Summary: Overproduction is generally a sales problem. It is not easy to fix as it involves predicting the future, but the costs can at least be allocated to sales (in the same way that revenue is!)

2. Waiting

Over to you, Chuck
Whenever no-one is actively handling work in progress, in the sense of marking it up, or arguing with someone (internally or externally) about it, it is waiting. In a typical negotiation that is likely to be more than 90% of the time.[2]

  • Drafts out to client: The negotiation process requires client input. waiting on that is wasteful and is largely outside our control? Largely but not entirely: the easier and less objectionable we can make the client’s review, all other things being equal, the faster it will come back. How to make it easier and less objectionable?
  • Make it shorter: the fewer words to read, the faster you read it.
  • Make it nicer: Don’t include terms you don’t really need. Do you really need that NAV trigger? Before you say yes we do need it, ask yourself, “how many times have I ever actually enforced a NAV trigger?”[3]
  • Escalation: Eventually the client comes back to you, and they don’t like that NAV trigger. The negotiator needs to escalate this to the credit team. This involves composing that email, sending it and waiting for credit to read it and answer.

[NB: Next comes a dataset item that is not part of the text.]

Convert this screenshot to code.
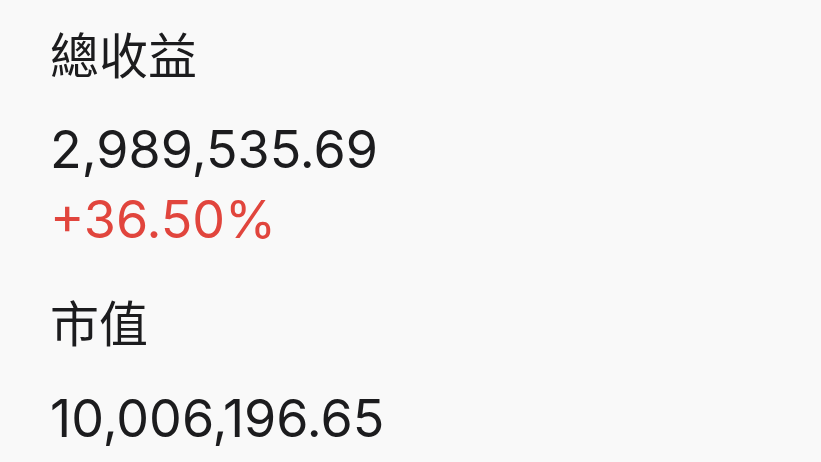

Credit will, eventually, be fine with dropping the NAV trigger — that is a 15 sec decision, but it took 24 hours to achieve. Reduce this wait time by:
  • Standardising terms to pre-approve obvious giveaways empowering negotiators to approve common points of contention
  • Recalibrating standards to reducing gap between “starting offer” and “walkaway point” so that escalation not necessary:
  • Standardising escalation process to capture metadata about necessary variations from the originally requested terms
Post-negotiation approval, execution and storage processes: Once the negotiation is finally approved there is a lot of time preparing execution agreements, summarising terms and submitting them for final formal approval, obtaining signatures and filing approvals, execution copies and capturing key agreement metadata in the firm’s risk and trading systems.
  • Currently this is a labour-intensive, manual task. Technology here offers an enormous capacity for efficiency and digital audit.
  • Digital execution seamlessly captures necessary information and auto files storage
  • Process maintenance:
  • Template maintenance and approval, version control, storage, retrieval
  • Template library complexity – too many models?
  • Playbooks, negotiation manuals
  • Legal opinions

3. Transporting

Transporting product between processes is a cost incursion which adds no value to the product.

  • Escalation points
  • Execution processes
  • Storage processes

4. Over-processing

Often termed as “using a sledgehammer to crack a nut,” many organizations use expensive high precision equipment where simpler tools would be sufficient.

  • Credit points never used
  • Superfluous templates
  • Redundancy
  • Unnecessary drafting
  • Reading/reviewing unnecessary/convoluted text

5. Unnecessary Inventory

Work in Progress (WIP) is a direct result of overproduction and waiting.

6. Unnecessary Motion

This waste is related to ergonomics and is seen in all instances of bending, stretching, walking, lifting, and reaching.

  • Hand-offs
  • Approvals
  • Escalations

7. Defects

Having a direct impact to the bottom line, quality Defects resulting in rework or scrap are a tremendous cost to organisations.

  • the more complex the product, the more room for error

References

  1. If you can’t configure it so it costs less than the value it adds, consider why you are running the process at all: you have a loser of a business.
  2. I totally made that up, but I think it is conservative. Over a three-month ISDA negotiation, if you aggregate actual time physically editing a document, typing escalation emails and speaking to internal stakeholders and the client on Skype about the content of the document, would that be 24 hours? Highly doubtful. but let's be a little crazy and call it 48 hours. Forty eight straight hours - six full working days — of doing nothing but typing, editing and discussing. Over a three month period, 48 hours is 2.1% of the total time. So waiting time is 97.9% of the process.
  3. The answer, for the fiendishly interested, is never.